§ Your objective
Tally the lines holding the string "React" and reply with that number alone.

§ Collected data
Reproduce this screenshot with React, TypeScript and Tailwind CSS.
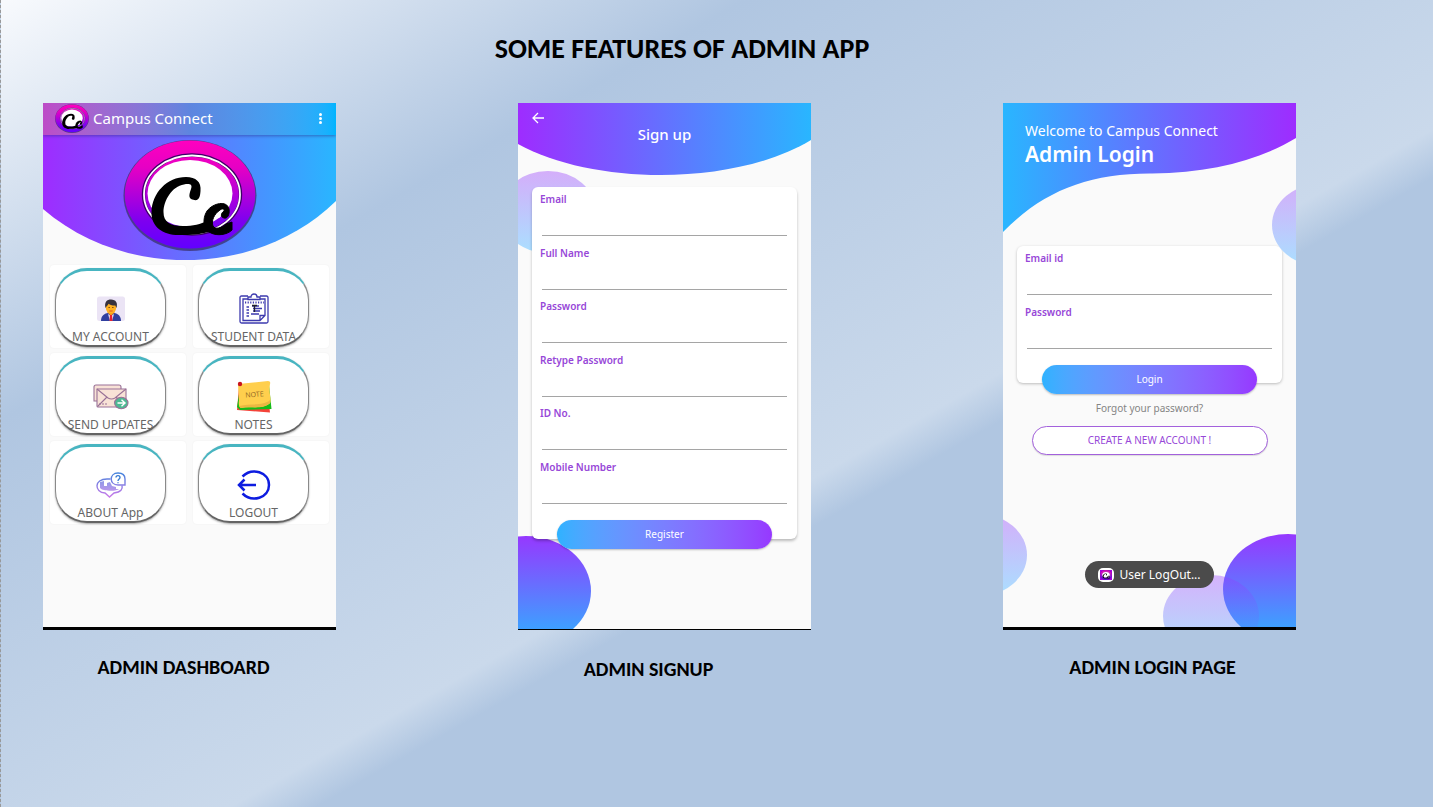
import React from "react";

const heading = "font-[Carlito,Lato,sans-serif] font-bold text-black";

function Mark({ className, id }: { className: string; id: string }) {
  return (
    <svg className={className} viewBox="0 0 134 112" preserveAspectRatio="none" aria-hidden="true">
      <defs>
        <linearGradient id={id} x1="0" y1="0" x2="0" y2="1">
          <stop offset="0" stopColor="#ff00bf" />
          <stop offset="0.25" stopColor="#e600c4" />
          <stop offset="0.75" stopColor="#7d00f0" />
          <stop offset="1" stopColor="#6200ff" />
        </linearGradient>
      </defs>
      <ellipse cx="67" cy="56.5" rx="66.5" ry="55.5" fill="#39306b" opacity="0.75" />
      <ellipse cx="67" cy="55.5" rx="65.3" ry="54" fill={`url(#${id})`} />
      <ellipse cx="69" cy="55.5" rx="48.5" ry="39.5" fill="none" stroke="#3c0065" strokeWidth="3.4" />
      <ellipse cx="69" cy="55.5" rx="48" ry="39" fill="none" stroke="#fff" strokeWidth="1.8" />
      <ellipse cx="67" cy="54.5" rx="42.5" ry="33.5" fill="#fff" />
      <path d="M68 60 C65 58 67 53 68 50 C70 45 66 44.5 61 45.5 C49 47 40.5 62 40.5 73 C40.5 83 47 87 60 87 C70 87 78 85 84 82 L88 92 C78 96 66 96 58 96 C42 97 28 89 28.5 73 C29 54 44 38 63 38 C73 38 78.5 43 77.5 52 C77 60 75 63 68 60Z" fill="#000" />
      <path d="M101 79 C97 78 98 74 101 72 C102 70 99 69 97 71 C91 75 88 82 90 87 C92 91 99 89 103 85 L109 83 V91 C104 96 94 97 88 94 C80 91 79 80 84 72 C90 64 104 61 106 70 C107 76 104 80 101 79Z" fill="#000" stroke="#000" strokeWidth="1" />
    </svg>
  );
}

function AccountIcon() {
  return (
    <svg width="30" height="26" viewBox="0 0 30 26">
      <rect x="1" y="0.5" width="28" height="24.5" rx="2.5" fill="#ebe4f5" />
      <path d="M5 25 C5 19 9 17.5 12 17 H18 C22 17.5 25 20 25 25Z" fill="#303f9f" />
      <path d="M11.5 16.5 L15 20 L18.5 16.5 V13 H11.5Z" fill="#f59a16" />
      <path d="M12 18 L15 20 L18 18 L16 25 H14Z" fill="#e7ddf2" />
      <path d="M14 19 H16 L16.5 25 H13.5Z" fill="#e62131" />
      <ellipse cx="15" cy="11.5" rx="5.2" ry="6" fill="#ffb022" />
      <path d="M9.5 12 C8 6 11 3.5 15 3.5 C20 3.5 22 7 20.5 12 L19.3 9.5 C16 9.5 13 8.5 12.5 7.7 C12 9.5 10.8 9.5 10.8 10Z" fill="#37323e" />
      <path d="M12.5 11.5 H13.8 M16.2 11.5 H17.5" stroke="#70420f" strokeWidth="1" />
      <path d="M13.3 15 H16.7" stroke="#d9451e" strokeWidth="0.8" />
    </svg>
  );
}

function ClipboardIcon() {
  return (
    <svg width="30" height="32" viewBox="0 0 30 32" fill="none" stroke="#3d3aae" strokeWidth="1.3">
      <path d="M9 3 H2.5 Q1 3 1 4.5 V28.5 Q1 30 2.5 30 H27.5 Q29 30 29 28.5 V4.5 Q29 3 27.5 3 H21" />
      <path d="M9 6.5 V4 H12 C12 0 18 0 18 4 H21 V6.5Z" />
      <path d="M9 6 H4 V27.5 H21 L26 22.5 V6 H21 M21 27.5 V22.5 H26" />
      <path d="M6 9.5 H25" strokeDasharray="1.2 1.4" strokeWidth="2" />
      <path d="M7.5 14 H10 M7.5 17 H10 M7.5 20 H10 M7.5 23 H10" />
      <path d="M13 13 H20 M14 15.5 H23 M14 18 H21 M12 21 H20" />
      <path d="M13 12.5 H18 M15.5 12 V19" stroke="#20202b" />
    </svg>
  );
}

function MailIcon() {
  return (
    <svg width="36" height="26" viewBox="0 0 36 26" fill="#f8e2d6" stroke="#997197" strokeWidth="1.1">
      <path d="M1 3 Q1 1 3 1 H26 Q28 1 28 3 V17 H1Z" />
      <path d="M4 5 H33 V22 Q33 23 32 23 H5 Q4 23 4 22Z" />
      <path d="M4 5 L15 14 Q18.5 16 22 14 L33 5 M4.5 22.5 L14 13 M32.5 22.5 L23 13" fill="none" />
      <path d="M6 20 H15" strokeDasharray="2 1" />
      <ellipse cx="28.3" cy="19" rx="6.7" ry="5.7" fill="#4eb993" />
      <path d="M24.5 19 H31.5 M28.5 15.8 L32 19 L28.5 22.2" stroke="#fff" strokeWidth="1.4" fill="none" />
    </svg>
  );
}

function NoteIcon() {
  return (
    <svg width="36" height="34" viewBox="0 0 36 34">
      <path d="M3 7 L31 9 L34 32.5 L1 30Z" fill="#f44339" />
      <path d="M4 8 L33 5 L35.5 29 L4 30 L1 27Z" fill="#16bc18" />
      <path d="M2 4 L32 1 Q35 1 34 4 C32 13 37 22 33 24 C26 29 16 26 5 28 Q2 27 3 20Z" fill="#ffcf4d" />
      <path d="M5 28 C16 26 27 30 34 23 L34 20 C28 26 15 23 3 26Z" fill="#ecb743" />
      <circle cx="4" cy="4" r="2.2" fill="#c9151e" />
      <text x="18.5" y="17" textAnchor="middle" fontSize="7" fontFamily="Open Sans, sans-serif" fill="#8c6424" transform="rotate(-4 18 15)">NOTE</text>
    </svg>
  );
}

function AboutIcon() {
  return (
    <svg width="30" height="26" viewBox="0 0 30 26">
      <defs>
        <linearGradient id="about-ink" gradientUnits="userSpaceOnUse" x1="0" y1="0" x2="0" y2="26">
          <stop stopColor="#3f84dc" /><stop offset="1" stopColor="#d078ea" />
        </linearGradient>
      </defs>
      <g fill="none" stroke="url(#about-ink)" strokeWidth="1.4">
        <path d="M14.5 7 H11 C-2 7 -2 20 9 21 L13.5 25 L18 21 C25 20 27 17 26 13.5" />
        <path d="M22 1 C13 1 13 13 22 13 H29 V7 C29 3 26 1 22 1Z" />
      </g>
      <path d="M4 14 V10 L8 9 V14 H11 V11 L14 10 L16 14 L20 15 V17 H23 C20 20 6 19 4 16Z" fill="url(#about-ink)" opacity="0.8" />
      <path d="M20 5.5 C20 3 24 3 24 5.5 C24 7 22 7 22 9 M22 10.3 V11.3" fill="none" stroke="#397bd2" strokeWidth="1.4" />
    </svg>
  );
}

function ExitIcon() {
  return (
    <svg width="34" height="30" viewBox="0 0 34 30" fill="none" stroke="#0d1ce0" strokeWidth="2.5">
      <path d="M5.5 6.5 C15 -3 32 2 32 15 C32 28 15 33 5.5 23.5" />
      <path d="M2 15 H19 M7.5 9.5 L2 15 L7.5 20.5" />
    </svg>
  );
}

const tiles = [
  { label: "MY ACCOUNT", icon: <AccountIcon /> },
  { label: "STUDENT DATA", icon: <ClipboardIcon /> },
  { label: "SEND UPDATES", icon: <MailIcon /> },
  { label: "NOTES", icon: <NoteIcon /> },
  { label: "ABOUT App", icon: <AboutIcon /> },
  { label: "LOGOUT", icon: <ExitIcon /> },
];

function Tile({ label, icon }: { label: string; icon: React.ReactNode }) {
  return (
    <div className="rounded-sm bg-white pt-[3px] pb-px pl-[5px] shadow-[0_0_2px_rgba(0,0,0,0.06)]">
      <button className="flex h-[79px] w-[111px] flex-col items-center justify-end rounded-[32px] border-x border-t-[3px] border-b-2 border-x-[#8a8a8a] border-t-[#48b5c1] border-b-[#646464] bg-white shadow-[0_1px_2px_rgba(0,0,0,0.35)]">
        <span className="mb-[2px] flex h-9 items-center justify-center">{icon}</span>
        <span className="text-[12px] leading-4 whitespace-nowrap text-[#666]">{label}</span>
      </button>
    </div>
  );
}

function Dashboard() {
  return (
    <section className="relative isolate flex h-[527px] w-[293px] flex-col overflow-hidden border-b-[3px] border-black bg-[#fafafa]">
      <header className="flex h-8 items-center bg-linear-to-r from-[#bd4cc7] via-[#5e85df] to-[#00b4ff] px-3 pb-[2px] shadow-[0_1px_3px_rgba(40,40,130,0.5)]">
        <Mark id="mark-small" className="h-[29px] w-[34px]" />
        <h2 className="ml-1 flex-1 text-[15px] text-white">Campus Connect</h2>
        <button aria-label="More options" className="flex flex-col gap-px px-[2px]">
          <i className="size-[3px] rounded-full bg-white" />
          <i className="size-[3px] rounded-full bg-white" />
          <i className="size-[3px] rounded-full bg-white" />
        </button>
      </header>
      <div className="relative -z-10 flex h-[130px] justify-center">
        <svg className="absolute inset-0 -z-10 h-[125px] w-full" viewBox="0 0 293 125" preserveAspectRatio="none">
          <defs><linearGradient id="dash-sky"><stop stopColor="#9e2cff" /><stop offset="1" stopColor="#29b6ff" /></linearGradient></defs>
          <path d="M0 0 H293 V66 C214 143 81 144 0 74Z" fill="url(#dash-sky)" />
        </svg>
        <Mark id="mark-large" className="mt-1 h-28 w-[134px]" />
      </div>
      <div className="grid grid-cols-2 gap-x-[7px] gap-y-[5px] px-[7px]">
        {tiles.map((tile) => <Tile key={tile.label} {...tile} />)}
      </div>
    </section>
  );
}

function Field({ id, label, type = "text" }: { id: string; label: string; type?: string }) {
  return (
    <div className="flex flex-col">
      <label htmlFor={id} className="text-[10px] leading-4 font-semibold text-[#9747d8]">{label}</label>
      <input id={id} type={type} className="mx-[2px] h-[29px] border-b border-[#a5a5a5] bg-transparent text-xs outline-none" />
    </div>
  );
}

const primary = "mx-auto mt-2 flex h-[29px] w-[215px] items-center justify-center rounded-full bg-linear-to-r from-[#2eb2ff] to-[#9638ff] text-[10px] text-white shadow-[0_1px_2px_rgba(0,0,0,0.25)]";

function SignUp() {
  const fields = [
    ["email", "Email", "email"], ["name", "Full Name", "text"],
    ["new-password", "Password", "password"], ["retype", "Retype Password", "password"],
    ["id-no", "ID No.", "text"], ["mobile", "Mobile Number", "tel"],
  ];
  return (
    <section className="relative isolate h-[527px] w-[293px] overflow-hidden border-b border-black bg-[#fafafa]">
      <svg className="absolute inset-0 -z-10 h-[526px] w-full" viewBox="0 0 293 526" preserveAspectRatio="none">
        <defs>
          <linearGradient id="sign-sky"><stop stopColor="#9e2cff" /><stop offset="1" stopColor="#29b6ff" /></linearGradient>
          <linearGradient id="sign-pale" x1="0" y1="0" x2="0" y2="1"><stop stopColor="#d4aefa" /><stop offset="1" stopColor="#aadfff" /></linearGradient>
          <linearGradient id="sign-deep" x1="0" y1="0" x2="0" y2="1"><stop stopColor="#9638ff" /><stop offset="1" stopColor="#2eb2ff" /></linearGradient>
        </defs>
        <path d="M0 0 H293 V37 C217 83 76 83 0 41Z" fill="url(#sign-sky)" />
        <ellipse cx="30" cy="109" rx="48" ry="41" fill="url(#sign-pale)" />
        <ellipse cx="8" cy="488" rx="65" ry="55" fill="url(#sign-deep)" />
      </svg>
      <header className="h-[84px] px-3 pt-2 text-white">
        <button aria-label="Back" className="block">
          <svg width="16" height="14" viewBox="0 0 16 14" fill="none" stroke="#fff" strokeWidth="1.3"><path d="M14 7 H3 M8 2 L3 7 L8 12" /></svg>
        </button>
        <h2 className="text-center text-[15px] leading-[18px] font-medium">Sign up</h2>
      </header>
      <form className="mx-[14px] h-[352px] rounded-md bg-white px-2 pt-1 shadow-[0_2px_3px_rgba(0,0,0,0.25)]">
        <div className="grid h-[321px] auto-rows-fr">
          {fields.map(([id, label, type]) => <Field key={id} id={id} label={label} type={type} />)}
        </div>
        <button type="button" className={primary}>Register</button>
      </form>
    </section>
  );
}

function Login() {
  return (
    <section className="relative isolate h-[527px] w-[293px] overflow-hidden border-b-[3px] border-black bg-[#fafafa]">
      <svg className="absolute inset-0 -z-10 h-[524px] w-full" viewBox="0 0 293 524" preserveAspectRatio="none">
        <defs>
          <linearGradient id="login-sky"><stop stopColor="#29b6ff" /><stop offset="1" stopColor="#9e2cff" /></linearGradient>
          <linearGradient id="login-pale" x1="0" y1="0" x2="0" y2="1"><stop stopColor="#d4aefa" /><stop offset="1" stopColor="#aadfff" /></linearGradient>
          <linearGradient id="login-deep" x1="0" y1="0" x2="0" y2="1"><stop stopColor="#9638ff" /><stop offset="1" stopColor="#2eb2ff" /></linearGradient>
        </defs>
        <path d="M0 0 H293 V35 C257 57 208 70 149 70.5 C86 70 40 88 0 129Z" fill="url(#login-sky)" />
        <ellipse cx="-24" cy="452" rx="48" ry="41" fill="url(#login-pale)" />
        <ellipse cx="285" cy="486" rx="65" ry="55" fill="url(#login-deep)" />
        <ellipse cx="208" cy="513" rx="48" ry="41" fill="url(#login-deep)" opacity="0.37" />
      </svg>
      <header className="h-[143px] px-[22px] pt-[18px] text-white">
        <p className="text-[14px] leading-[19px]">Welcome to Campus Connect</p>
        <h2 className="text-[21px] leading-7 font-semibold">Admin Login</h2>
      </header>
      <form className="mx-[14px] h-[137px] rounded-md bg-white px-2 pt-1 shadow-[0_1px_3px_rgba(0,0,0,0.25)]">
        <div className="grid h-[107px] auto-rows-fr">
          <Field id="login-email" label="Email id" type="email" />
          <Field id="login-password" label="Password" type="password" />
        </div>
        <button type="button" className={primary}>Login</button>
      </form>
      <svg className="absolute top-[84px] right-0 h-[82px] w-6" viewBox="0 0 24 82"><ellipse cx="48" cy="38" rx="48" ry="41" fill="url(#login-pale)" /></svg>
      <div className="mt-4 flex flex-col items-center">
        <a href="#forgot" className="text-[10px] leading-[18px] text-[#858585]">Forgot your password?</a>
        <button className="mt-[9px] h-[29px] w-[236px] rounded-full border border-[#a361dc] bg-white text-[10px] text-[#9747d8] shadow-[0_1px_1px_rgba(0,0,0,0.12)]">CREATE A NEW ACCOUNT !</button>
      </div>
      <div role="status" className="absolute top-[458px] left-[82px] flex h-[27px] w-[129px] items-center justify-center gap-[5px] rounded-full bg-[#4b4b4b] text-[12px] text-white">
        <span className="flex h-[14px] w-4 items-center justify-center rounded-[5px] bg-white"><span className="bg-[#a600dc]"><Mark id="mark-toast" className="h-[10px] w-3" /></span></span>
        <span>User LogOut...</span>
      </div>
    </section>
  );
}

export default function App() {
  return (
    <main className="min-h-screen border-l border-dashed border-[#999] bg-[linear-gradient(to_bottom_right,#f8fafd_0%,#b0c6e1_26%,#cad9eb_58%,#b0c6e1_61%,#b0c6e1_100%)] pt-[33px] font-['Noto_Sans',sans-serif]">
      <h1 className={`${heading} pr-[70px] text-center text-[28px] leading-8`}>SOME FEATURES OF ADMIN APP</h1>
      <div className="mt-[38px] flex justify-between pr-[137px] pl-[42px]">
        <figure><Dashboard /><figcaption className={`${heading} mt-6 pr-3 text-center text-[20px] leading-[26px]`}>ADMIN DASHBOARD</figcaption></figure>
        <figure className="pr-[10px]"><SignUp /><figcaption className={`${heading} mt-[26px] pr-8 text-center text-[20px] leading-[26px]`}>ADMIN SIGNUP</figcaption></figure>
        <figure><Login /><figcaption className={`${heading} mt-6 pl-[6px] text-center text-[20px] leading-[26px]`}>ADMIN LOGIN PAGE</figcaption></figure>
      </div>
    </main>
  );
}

§ Result of the task
3